We thanked him and set off down a road we’d walked at least three times, crossed over Dame Street with it’s towering bronze statues, heading for the bank.

“There it is,” I said, pointing to a green and brown storefront complete with square-paned windows and glossy gold-on-black lettering.  Green vines draping down from the flowerboxes.  Going inside, we realized that the modest façade visible from Dame Street concealed a wide maze of dark wood paneling and leather benches, complete with two buffet lines and at least two bars.  The warm, hearty smells of gravy, meat and stuffing pulled us in until we were seated with menus in our hands and our wallets on the table.  I mentally luxuriated in the list of goodies—oysters, bacon-wrapped chicken, salmon, turkey—until the promise of food no longer satisfied. I ordered a steaming lamb shank with red wine and mushroom sauce over two scoops of mashed potatoes.

“What is that?” Amelle asked.

“Lamb, this is the first time I’ve ever had it,” as I sat down with my steaming plate.

“Oh it’s so good,” said Aurelius, “You’ve never had?”

“No, it’s not very popular in the states” with my fork poised over the food, wondering how to attack the hunk of meat.

“Y’ve never had lamb?” a fair-haired man leaned over, speaking thick Irish brogue. “You’ll love it, especially here. An’what’ve you got?” leaning over Amelle’s plate, “Just’a plate’a veggies?” Sounding appauled.

“There’s salmon hiding in there,” I said as Amelle delicately picked at the lemon slices covering her fish.

“You may need to help her, I think,” said Aurelius.

“Well, th’a’ won’be a problem.  I could start righ’ na-ow,” laughing with his companions.  We subsided back into our separate conversations.

The lamb was delicious, warm and heavy with enough fat in the meat to make a dieter cringe, but the muscle underneath so much better for it, the pink and brown meat falling of the bone if I held the knife too close.  I carved it down in fifteen minutes, then wolfishly considered the bone.

After dinner we headed upstairs for the music, squeezing between among a knot of young men enthralled by a televised boxing match and a group of French girls sharing drinks.  The band was tuning up on the small stage—a square-jawed man whose dark hair and beard matched the patina on his flute, a russet haired woman sitting aloof with her concertina, and a ruddy blond guitarist acting as spokesman.  He introduced “d’band” and “d’tunes” with the flute player throwing in jokes—“T’is’s what y’get folks, when I don’drink durin’ a gig,” toasting us with his McCafe cup.  They spoke low to each other under the pick-up of the mics.

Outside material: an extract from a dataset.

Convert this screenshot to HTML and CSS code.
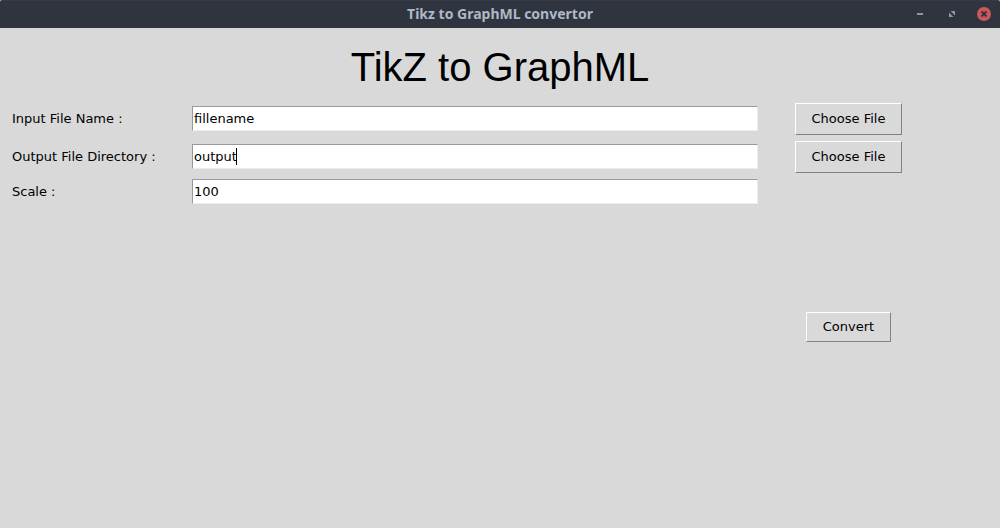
FILE: index.html
```html
<!DOCTYPE html>
<html lang="en">
<head>
<meta charset="utf-8">
<title>Tikz to GraphML convertor</title>
<link rel="stylesheet" href="styles.css">
</head>
<body>
<div class="window">
  <header class="titlebar">
    <div class="window-title">Tikz to GraphML convertor</div>
    <div class="window-controls">
      <button class="control" type="button" aria-label="Minimize">
        <svg viewBox="0 0 16 16" width="16" height="16"><path d="M5 7h6v2H5z" fill="#9095a1"/></svg>
      </button>
      <button class="control" type="button" aria-label="Maximize">
        <svg viewBox="0 0 16 16" width="16" height="16"><path d="M6.5 5H11v4.5zM5 6.5V11h4.5z" fill="#9095a1"/></svg>
      </button>
      <button class="control" type="button" aria-label="Close">
        <svg viewBox="0 0 16 16" width="16" height="16"><circle cx="8" cy="8" r="7" fill="#cc575d"/><path d="M5.5 5.5l5 5M10.5 5.5l-5 5" stroke="#2f343f" stroke-width="1.8"/></svg>
      </button>
    </div>
  </header>
  <main class="content">
    <h1 class="heading">TikZ to GraphML</h1>
    <form class="form">
      <div class="row">
        <label class="label" for="input-file">Input File Name :</label>
        <div class="entry"><input class="field" id="input-file" type="text" value="fillename"></div>
        <button class="button" type="button">Choose File</button>
      </div>
      <div class="row">
        <label class="label" for="output-dir">Output File Directory :</label>
        <div class="entry"><input class="field" id="output-dir" type="text" value="output"><span class="caret"></span></div>
        <button class="button" type="button">Choose File</button>
      </div>
      <div class="row">
        <label class="label" for="scale">Scale :</label>
        <div class="entry"><input class="field" id="scale" type="text" value="100"></div>
      </div>
      <div class="row row-submit">
        <button class="button button-convert" type="button">Convert</button>
      </div>
    </form>
  </main>
</div>
</body>
</html>
```
FILE: styles.css
```css
* { box-sizing: border-box; }

body {
  margin: 0;
  background: #d9d9d9;
  color: #000;
  font: 13px/19px "DejaVu Sans", sans-serif;
}

.window {
  min-height: 100vh;
}

.titlebar {
  display: grid;
  grid-template-columns: 1fr auto 1fr;
  align-items: center;
  height: 28px;
  padding: 0 8px 1px;
  border-top: 1px solid #353a49;
  border-radius: 2px 2px 0 0;
  background: #2f343f;
}

.window-title {
  grid-column: 2;
  color: #afb8c6;
  font: bold 14px/20px "Noto Sans", sans-serif;
}

.window-controls {
  display: flex;
  justify-content: flex-end;
  gap: 16px;
}

.control {
  width: 16px;
  height: 16px;
  padding: 0;
  border: 0;
  background: none;
}

.control svg { display: block; }

.heading {
  margin: 0;
  padding: 15px 0 12px;
  font: 40px/48px "Liberation Sans", sans-serif;
  text-align: center;
}

.form {
  display: grid;
  gap: 6px;
  padding: 0 61px 0 12px;
}

.row {
  display: grid;
  grid-template-columns: 180px minmax(0, 1fr) 181px;
  align-items: center;
}

.label,
.entry {
  padding-bottom: 1px;
}

.entry {
  position: relative;
}

.field {
  display: block;
  width: 100%;
  height: 25px;
  padding: 0 1px;
  border: 1px solid;
  border-color: #999 #ececec #ececec #999;
  border-radius: 0;
  outline: 0;
  background: #fff;
  color: #000;
  font: inherit;
}

.caret {
  position: absolute;
  top: 4px;
  left: 44px;
  width: 1px;
  height: 17px;
  background: #000;
}

.button {
  justify-self: center;
  width: 107px;
  height: 32px;
  padding: 0 0 2px;
  border: 1px solid;
  border-color: #fff #828282 #828282 #fff;
  border-radius: 0;
  background: #d9d9d9;
  color: #000;
  font: inherit;
}

.row-submit {
  padding-top: 101px;
}

.button-convert {
  grid-column: 3;
  width: 85px;
  height: 30px;
}
```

The first song—Star of County Down—fingers flashing over frets, flute holes and button keys, the guitarist singing—I’ve travelled a bit, but never was hit since my roving career began—my eyes wandered to the light-fingered flautist, down to the French girls having a drink, a young man with honey-colored hair coming to sit on the stage steps, his long frame languid on his makeshift seat, but his shoulders and attentive face turned towards the group’s beauty—a heart-faced blond.  I’d a heart to let and no tenant yet . . . But in she went and asked no rent from the star of the County Down.  I couldn’t hear their conversation, but gradually she turned more and more from her tittering companions, barely even noticing when several stood to go.

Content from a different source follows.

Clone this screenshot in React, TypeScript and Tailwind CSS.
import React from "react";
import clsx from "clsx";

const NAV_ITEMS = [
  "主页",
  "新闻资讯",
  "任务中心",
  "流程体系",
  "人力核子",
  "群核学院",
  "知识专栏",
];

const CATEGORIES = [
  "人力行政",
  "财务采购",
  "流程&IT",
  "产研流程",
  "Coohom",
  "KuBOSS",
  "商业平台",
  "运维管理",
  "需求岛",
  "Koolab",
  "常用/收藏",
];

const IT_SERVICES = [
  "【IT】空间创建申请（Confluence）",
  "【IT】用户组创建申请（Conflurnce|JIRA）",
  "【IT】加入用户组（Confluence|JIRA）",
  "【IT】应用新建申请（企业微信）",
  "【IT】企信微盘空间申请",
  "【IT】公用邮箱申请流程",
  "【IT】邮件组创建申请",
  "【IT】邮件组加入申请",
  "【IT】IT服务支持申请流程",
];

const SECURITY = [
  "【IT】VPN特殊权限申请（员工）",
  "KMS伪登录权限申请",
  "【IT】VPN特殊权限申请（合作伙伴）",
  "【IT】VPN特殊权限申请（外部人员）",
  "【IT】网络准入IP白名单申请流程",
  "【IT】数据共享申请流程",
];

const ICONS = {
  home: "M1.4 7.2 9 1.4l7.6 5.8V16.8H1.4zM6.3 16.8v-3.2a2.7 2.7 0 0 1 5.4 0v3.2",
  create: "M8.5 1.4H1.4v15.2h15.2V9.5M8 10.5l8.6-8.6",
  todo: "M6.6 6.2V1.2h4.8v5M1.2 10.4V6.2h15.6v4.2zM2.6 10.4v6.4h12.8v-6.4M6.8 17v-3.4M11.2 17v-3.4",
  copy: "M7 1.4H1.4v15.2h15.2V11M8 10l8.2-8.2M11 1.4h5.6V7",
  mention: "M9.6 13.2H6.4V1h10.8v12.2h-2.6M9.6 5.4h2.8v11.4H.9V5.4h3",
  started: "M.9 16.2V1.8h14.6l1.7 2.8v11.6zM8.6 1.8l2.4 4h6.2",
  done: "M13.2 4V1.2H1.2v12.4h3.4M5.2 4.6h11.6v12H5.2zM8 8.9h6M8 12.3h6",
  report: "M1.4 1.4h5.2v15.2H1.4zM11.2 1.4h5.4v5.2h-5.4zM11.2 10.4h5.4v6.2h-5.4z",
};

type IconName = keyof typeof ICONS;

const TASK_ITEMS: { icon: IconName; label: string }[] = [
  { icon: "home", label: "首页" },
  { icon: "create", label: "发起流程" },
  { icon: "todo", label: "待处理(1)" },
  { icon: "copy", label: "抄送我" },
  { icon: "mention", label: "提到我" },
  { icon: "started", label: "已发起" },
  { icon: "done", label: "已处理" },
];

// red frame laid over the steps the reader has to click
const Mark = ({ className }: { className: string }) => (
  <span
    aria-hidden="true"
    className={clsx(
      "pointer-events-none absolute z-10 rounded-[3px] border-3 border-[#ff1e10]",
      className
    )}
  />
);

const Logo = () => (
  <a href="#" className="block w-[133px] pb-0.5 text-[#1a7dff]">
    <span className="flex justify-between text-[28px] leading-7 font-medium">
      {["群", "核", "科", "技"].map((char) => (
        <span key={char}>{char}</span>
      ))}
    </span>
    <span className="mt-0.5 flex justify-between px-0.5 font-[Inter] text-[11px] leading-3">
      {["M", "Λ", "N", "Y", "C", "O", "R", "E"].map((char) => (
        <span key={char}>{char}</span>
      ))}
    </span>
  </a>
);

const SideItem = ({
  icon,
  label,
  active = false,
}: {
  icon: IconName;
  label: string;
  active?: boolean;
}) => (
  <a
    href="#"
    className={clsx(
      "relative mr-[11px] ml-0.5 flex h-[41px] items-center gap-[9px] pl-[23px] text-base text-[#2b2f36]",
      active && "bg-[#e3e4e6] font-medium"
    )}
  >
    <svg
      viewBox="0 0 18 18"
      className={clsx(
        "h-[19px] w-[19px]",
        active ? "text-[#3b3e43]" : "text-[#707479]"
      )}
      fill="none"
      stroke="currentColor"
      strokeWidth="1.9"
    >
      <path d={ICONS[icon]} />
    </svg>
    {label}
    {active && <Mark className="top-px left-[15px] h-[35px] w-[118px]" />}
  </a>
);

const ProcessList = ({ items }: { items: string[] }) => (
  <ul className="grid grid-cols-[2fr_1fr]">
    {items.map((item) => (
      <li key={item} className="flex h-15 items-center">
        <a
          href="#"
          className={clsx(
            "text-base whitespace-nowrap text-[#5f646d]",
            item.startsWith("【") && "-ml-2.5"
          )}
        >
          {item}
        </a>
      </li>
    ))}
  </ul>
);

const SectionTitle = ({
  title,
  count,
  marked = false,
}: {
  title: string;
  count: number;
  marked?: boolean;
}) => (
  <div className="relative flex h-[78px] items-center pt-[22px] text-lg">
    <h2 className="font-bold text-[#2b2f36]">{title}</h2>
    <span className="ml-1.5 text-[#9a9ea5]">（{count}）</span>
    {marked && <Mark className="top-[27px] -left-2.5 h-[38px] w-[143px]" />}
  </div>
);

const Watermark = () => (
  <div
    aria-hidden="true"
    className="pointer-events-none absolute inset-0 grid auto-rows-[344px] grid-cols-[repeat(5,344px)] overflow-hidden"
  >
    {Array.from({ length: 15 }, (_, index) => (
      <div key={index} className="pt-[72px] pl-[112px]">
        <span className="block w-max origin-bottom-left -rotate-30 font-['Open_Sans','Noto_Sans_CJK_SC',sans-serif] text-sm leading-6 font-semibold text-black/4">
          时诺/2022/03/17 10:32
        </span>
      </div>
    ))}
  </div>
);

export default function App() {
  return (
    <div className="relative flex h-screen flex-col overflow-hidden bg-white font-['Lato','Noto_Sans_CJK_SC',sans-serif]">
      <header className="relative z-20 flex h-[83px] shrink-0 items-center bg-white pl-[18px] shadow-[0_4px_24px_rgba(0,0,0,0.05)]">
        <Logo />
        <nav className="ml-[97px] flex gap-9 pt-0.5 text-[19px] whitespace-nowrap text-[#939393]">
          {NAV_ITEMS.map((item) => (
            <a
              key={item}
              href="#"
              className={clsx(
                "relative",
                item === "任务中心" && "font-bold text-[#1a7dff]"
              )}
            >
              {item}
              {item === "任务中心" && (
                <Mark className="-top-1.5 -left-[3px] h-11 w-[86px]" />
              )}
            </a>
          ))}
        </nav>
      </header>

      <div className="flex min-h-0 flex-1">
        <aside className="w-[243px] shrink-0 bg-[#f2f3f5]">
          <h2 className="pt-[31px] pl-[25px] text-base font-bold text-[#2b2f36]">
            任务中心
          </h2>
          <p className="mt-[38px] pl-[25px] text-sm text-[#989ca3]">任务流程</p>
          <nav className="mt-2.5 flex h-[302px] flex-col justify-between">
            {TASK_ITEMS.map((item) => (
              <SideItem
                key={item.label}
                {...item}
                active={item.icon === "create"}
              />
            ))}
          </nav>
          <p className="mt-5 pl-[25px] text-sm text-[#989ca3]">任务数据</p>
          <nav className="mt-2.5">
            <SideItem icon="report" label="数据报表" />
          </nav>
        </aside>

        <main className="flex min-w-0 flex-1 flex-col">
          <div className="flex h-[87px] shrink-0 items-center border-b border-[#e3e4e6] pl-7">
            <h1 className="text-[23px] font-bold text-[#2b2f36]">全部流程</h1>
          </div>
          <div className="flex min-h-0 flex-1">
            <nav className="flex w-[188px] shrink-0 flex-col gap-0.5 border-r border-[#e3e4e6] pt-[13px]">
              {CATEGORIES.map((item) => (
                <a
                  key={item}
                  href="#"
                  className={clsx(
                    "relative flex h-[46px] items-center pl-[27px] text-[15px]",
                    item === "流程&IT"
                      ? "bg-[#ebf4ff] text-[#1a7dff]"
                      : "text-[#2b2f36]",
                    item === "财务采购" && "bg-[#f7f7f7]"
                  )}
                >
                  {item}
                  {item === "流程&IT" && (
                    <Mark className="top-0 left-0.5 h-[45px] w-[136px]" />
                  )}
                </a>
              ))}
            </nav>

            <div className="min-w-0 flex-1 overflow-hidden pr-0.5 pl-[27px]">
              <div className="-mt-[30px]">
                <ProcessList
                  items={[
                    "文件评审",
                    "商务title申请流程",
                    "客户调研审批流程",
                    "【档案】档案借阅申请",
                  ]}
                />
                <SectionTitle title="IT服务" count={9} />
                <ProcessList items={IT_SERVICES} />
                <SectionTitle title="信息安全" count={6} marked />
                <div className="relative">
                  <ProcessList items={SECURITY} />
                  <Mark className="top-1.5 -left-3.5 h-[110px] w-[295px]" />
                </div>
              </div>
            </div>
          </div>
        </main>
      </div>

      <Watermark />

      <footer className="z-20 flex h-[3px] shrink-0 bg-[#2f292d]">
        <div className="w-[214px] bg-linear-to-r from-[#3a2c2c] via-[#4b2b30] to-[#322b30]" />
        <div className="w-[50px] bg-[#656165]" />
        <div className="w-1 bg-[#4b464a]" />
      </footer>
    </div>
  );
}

Several more songs I—When off Holyhead I wished meself was dead, or better of instead on the rocky road to Dublin—then an instrumental reel, and I lost track of the music, too engrossed in the slowly shifting posture of the pair across the way, like watching a flower track the sun.  They sat apart facing each other, then leaning in, then further, then holding hands, then touching shoulders.  A slight feeling of jealousy at the sudden simplicity of their lives, of the two-point system they had found tucked within the whirly chaos of music, crowd and pub, their sudden simplicity across from my own life trying to make new friends in this new place, of trying to keep in contact with those back home, of trying to not keep in contact with some back home, balancing, balancing—send that email, not that text, have coffee even though you’re tired and want to go home, laugh even though you’re nervous, look interested even when Amelle and Aurelius speak only in French, go home and blog before falling into bed, connect, connect, fight you’re introverted tendencies, connect, connect, balance.  And here, for these few hours, these two cut themselves from the chatter, scaled down from the light noise of a galaxy to a binary-star, orbiting, orbiting, both around the other.  I was pleasantly envious, the way we envy fifty-year couples sitting on park benches or children chasing geese across the lawns, hand-in-hand parents behind.  Envious of things I might have.  Seeing them makes me hope and sink at the same time—not yet, by maybe.  Watching them lean together, slightly sad at their unawareness of my distant admiration, relieved that it was so, that my watching didn’t break the double gravity of two, for tonight, orbiting.

When the band closed, the flute player played the last song, a breathy baritone, like a wave pulling back to sea, or his wooden flute on its lowest notes.  I was glad to leave my bar stool, descend the steps back out into the Dublin streets, the mess of taxis and wobbly, high-heeled girls already four beers deep.  Flashing headlights, whining streetlights, the colored lights of dance clubs, sudden brightness of late-night snack bars.  All the fluorescents, neons, incandescents so much more confusing than the single, steady light of day.  Turn your face to the sun, become one to one, remember them as they were, forever in that corner of the bar, as if they never left, would never leave, honey and wheat on the steps below the flute, one and one, oribiting.